“There are certain emotions in your body that not even your best friend can sympathize with, but you will find the right film or the right book, and it will understand you.”
These words were especially true yesterday, when a friend told me about the recent oil spill near my birthplace. (“The area is home to popular bird habitats, especially during the approaching migratory shorebird season.” –Associated Press) I couldn’t find my own words to express my reaction to what happened, and my position about the fossil fuel/nonrenewable energy industry, but I remembered the beautiful words of a kindred poet, translated in English I discovered in a collection purchased from Recycled Reads: Modern Arab Poets , which features three representative poems by Nizar Qabbani. The title of the poem that empathized with me after reading about the oil spill near Galveston: “Love and Petroleum”.
In his dissertation about the poet, diplomat, and publisher, Nizar Qabbani: From Romance to Exile, Muhamed Alkhalil writes:
[Qabbani] launched a searing attack against the Arab “princes of oil” in Saudi Arabia and
the Arabian Gulf. The poem railed against the nouveau-riche Arab Sheikhs
and Princes squandering their money on women and booze in the nightlife of
Western capitals when the rest of the Arab world, and indeed their own
societies, were desperately in need of these resources. Written in the voice of
a woman rejecting the advances of one such Arab Sheikh, the poem despite
its rhetorical strength, at times bordered on vulgarity and name-calling.

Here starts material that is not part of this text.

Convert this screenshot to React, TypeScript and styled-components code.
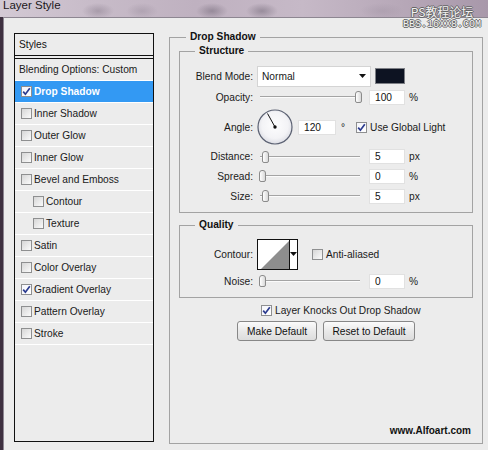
import React from "react";
import styled, { createGlobalStyle } from "styled-components";

const Global = createGlobalStyle`
  html, body { margin: 0; padding: 0; background: #3e3040; }
  body { width: 488px; height: 450px; overflow: hidden; font-family: "Liberation Sans", Arial, sans-serif; }
  #root { width: 488px; height: 450px; }
`;

const Screen = styled.div`
  position: relative;
  width: 488px;
  height: 450px;
  display: flex;
  flex-direction: column;
  overflow: hidden;
`;

const TitleBar = styled.div`
  height: 17px;
  flex: none;
  display: flex;
  align-items: flex-start;
  padding-left: 3px;
  overflow: hidden;
  background:
    radial-gradient(ellipse 16px 8px at 98px 11px, rgba(130, 118, 134, 0.45), rgba(130, 118, 134, 0)),
    radial-gradient(ellipse 16px 8px at 142px 11px, rgba(140, 128, 144, 0.35), rgba(140, 128, 144, 0)),
    radial-gradient(ellipse 16px 8px at 212px 11px, rgba(100, 90, 106, 0.45), rgba(100, 90, 106, 0)),
    radial-gradient(ellipse 16px 8px at 262px 11px, rgba(100, 90, 106, 0.45), rgba(100, 90, 106, 0)),
    radial-gradient(ellipse 22px 8px at 382px 11px, rgba(150, 138, 154, 0.3), rgba(150, 138, 154, 0)),
    linear-gradient(90deg, #d3c9d4 0%, #c8bcc9 18%, #bfb1c0 40%, #c6b9c7 62%, #b7a8b8 82%, #a898aa 100%);
`;

const TitleText = styled.span`
  font-family: "Liberation Sans", Arial, sans-serif;
  font-size: 11.5px;
  line-height: 12px;
  margin-top: -1px;
  color: #1c1820;
`;

const Watermark = styled.div`
  position: absolute;
  top: 5px;
  right: 7px;
  display: flex;
  flex-direction: column;
  align-items: center;
  color: #f2f2f2;
  text-shadow: 1px 0 #666, -1px 0 #666, 0 1px #666, 0 -1px #666;
`;

const WatermarkTop = styled.span`
  font-family: "Noto Sans CJK SC", "Noto Sans", sans-serif;
  font-size: 12px;
  line-height: 14px;
`;

const WatermarkBottom = styled.span`
  font-family: "Liberation Mono", monospace;
  font-size: 10px;
  line-height: 11px;
`;

const Window = styled.div`
  flex: 1;
  display: flex;
  align-items: flex-start;
  gap: 15px;
  margin-left: 3px;
  padding: 0 5px 0 10px;
  background: #ececec;
  border-top: 1px solid #8d8691;
  border-left: 1px solid #8d8691;
`;

const StylesPanel = styled.div`
  flex: none;
  width: 140px;
  height: 409px;
  margin-top: 15px;
  box-sizing: border-box;
  border: 1px solid #111;
  display: flex;
  flex-direction: column;
`;

const StylesHeader = styled.div`
  height: 21px;
  border-bottom: 1px solid #111;
  padding-left: 4px;
  display: flex;
  align-items: center;
  font-size: 10.2px;
  color: #111;
`;

const StylesList = styled.div`
  margin-top: 2px;
  border-top: 1px solid #111;
  display: flex;
  flex-direction: column;
`;

const StyleRow = styled.div<{ $selected?: boolean; $pad: number }>`
  height: 21px;
  border-bottom: 1px solid #fff;
  display: flex;
  align-items: center;
  gap: 2px;
  padding-left: ${(p) => p.$pad}px;
  font-size: 10.2px;
  white-space: nowrap;
  background: ${(p) => (p.$selected ? "#3399f3" : "transparent")};
  color: ${(p) => (p.$selected ? "#fff" : "#1a1a1a")};
  font-weight: ${(p) => (p.$selected ? "bold" : "normal")};
`;

const CheckBoxBox = styled.span<{ $checked?: boolean }>`
  flex: none;
  width: 11px;
  height: 11px;
  box-sizing: border-box;
  border: 1px solid #8e8f90;
  display: inline-flex;
  align-items: center;
  justify-content: center;
  background: ${(p) =>
    p.$checked
      ? "linear-gradient(135deg, #f4f5fb, #ffffff)"
      : "linear-gradient(135deg, #d6d6d6, #fbfbfb)"};
`;

const CheckBox: React.FC<{ checked?: boolean }> = ({ checked }) => (
  <CheckBoxBox $checked={checked}>
    {checked && (
      <svg width="9" height="9" viewBox="0 0 9 9">
        <path d="M1.2 4.6 L3.4 7.2 L7.8 1.2" fill="none" stroke="#2b3b8f" strokeWidth="1.7" />
      </svg>
    )}
  </CheckBoxBox>
);

const Group = styled.fieldset<{ $outer?: boolean; $gapTop?: number }>`
  margin: ${(p) => (p.$outer ? "13px 0 0 0" : `${p.$gapTop ?? 0}px 0 0 0`)};
  min-width: 0;
  box-sizing: border-box;
  border: 1px solid #a3a3a3;
  display: flex;
  flex-direction: column;
  ${(p) =>
    p.$outer
      ? "width: 314px; height: 413px; padding: 2px 9px 0 9px; flex: none;"
      : "padding: 6px 10px 6px 10px;"}
`;

const GroupTitle = styled.legend<{ $inset: number }>`
  padding: 0 4px;
  margin-left: ${(p) => p.$inset}px;
  font-size: 10.2px;
  line-height: 12px;
  font-weight: bold;
  color: #111;
`;

const FieldRow = styled.div<{ $h: number }>`
  height: ${(p) => p.$h}px;
  display: flex;
  align-items: center;
  font-size: 10.2px;
  color: #1a1a1a;
`;

const Label = styled.span`
  flex: none;
  width: 63px;
  margin-right: 4px;
  text-align: right;
  white-space: nowrap;
`;

const Select = styled.div`
  flex: none;
  width: 114px;
  height: 21px;
  box-sizing: border-box;
  background: #fff;
  border: 1px solid #d4d4d4;
  display: flex;
  align-items: center;
  justify-content: space-between;
  padding: 0 4px 0 4px;
`;

const Swatch = styled.div`
  flex: none;
  width: 30px;
  height: 16px;
  margin-left: 4px;
  box-sizing: border-box;
  border: 1px solid #7d7f85;
  background: #0d1322;
`;

const SliderTrack = styled.div`
  position: relative;
  flex: none;
  width: 104px;
  height: 12px;
  margin-left: 2px;
  &::before {
    content: "";
    position: absolute;
    left: 1px;
    right: 3px;
    top: 5px;
    height: 1px;
    background: #a4a4a4;
    box-shadow: 0 1px 0 #fbfbfb;
  }
`;

const Thumb = styled.div`
  position: absolute;
  top: 0;
  width: 7px;
  height: 12px;
  box-sizing: border-box;
  border: 1px solid #8b8b8b;
  border-radius: 3px 3px 2px 2px;
  background: linear-gradient(90deg, #ffffff, #d9d9d9);
`;

const Slider: React.FC<{ pos: number }> = ({ pos }) => (
  <SliderTrack>
    <Thumb style={{ left: `${pos}px` }} />
  </SliderTrack>
);

const NumberBox = styled.input<{ $w?: number; $ml?: number }>`
  flex: none;
  width: ${(p) => p.$w ?? 36}px;
  height: 15px;
  margin: 0 0 0 ${(p) => p.$ml ?? 6}px;
  padding: 0 0 0 5px;
  box-sizing: border-box;
  border: 1px solid #e1e1e1;
  background: #fff;
  font-family: "Liberation Sans", Arial, sans-serif;
  font-size: 10.2px;
  color: #111;
  outline: none;
`;

const Unit = styled.span<{ $ml?: number }>`
  margin-left: ${(p) => p.$ml ?? 4}px;
`;

const CheckLabel = styled.label<{ $ml: number }>`
  display: flex;
  align-items: center;
  gap: 3px;
  margin-left: ${(p) => p.$ml}px;
  white-space: nowrap;
`;

const ContourBox = styled.div`
  flex: none;
  width: 41px;
  height: 31px;
  box-sizing: border-box;
  border: 1px solid #111;
  background: #fff;
  display: flex;
`;

const ContourArrow = styled.div`
  flex: 1;
  border-left: 1px solid #111;
  display: flex;
  align-items: center;
  justify-content: center;
`;

const KnockRow = styled.div`
  height: 20px;
  margin: 2px 0 0 82px;
  display: flex;
  align-items: center;
  font-size: 10.2px;
  color: #1a1a1a;
`;

const ButtonRow = styled.div`
  display: flex;
  justify-content: center;
  gap: 6px;
  margin-top: 1px;
`;

const Button = styled.button<{ $w: number }>`
  width: ${(p) => p.$w}px;
  height: 20px;
  padding: 0;
  box-sizing: border-box;
  border: 1px solid #878787;
  border-radius: 3px;
  background: linear-gradient(#fbfbfb, #e9e9e9 50%, #dcdcdc);
  font-family: "Liberation Sans", Arial, sans-serif;
  font-size: 10.2px;
  color: #111;
`;

const Credit = styled.div`
  margin: auto 2px 6px 0;
  align-self: flex-end;
  font-size: 10px;
  line-height: 12px;
  font-weight: bold;
  color: #111;
`;

const DownArrow = () => (
  <svg width="7" height="4" viewBox="0 0 7 4">
    <polygon points="0,0 7,0 3.5,4" fill="#111" />
  </svg>
);

const AngleDial = () => (
  <svg width="36" height="36" viewBox="0 0 36 36" style={{ flex: "none", marginRight: 5 }}>
    <defs>
      <radialGradient id="dialFill" cx="50%" cy="45%" r="55%">
        <stop offset="0%" stopColor="#fdfdfe" />
        <stop offset="70%" stopColor="#f3f3f6" />
        <stop offset="100%" stopColor="#dcdde4" />
      </radialGradient>
    </defs>
    <circle cx="18" cy="18" r="17" fill="url(#dialFill)" stroke="#5b6172" strokeWidth="1.2" />
    <line x1="18" y1="18" x2="10.5" y2="4.5" stroke="#111" strokeWidth="1" />
    <circle cx="18" cy="18" r="1.7" fill="#111" />
  </svg>
);

const ContourPreview = () => (
  <svg width="31" height="29" viewBox="0 0 31 29" style={{ display: "block" }}>
    <polygon points="3,29 31,1 31,29" fill="#8e8e8e" />
  </svg>
);

const styleItems: { label: string; checked?: boolean; selected?: boolean; indent?: boolean }[] = [
  { label: "Drop Shadow", checked: true, selected: true },
  { label: "Inner Shadow" },
  { label: "Outer Glow" },
  { label: "Inner Glow" },
  { label: "Bevel and Emboss" },
  { label: "Contour", indent: true },
  { label: "Texture", indent: true },
  { label: "Satin" },
  { label: "Color Overlay" },
  { label: "Gradient Overlay", checked: true },
  { label: "Pattern Overlay" },
  { label: "Stroke" },
];

export default function App() {
  return (
    <Screen>
      <Global />
      <TitleBar>
        <TitleText>Layer Style</TitleText>
      </TitleBar>
      <Window>
        <StylesPanel>
          <StylesHeader>Styles</StylesHeader>
          <StylesList>
            <StyleRow $pad={4}>Blending Options: Custom</StyleRow>
            {styleItems.map((it) => (
              <StyleRow key={it.label} $pad={it.indent ? 18 : 6} $selected={it.selected}>
                <CheckBox checked={it.checked} />
                {it.label}
              </StyleRow>
            ))}
          </StylesList>
        </StylesPanel>

        <Group $outer>
          <GroupTitle $inset={7}>Drop Shadow</GroupTitle>
          <Group>
            <GroupTitle $inset={5}>Structure</GroupTitle>
            <FieldRow $h={22} style={{ marginTop: 2 }}>
              <Label>Blend Mode:</Label>
              <Select>
                <span>Normal</span>
                <DownArrow />
              </Select>
              <Swatch />
            </FieldRow>
            <FieldRow $h={20}>
              <Label>Opacity:</Label>
              <Slider pos={96} />
              <NumberBox readOnly value="100" />
              <Unit>%</Unit>
            </FieldRow>
            <FieldRow $h={40}>
              <Label>Angle:</Label>
              <AngleDial />
              <NumberBox readOnly value="120" $w={38} $ml={0} />
              <Unit $ml={5}>°</Unit>
              <CheckLabel $ml={11}>
                <CheckBox checked />
                Use Global Light
              </CheckLabel>
            </FieldRow>
            <FieldRow $h={19}>
              <Label>Distance:</Label>
              <Slider pos={3} />
              <NumberBox readOnly value="5" />
              <Unit>px</Unit>
            </FieldRow>
            <FieldRow $h={20}>
              <Label>Spread:</Label>
              <Slider pos={0} />
              <NumberBox readOnly value="0" />
              <Unit>%</Unit>
            </FieldRow>
            <FieldRow $h={20}>
              <Label>Size:</Label>
              <Slider pos={3} />
              <NumberBox readOnly value="5" />
              <Unit>px</Unit>
            </FieldRow>
          </Group>

          <Group $gapTop={6}>
            <GroupTitle $inset={5}>Quality</GroupTitle>
            <FieldRow $h={34}>
              <Label>Contour:</Label>
              <ContourBox>
                <ContourPreview />
                <ContourArrow>
                  <DownArrow />
                </ContourArrow>
              </ContourBox>
              <CheckLabel $ml={14}>
                <CheckBox />
                Anti-aliased
              </CheckLabel>
            </FieldRow>
            <FieldRow $h={20}>
              <Label>Noise:</Label>
              <Slider pos={0} />
              <NumberBox readOnly value="0" />
              <Unit>%</Unit>
            </FieldRow>
          </Group>

          <KnockRow>
            <CheckLabel $ml={0}>
              <CheckBox checked />
              Layer Knocks Out Drop Shadow
            </CheckLabel>
          </KnockRow>
          <ButtonRow>
            <Button $w={80}>Make Default</Button>
            <Button $w={92}>Reset to Default</Button>
          </ButtonRow>
          <Credit>www.Alfoart.com</Credit>
        </Group>
      </Window>
      <Watermark>
        <WatermarkTop>PS教程论坛</WatermarkTop>
        <WatermarkBottom>BBS.16XX8.COM</WatermarkBottom>
      </Watermark>
    </Screen>
  );
}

Unfortunately, the poem isn’t available to read online, but I will share a stanza that mirrored my rejection of American oil princes today:
When will you understand?
That you will never numb me
By your wealth and your princedoms
That you will never possess the world
With your oil
With your concessions,
Exhaled from your flowing mantles
With cars you throw
At your princesses’ feet
In countless numbers…
Nizar Qabbani and I happen to share the same birth date, similar romantic language usage and use of poetry as social commentary sensibilities. Now he ranks as one of my kindred spirit poets, with Gwendolyn Brooks, Edna St. Vincent Millay, Rita Dove, and Pablo Neruda.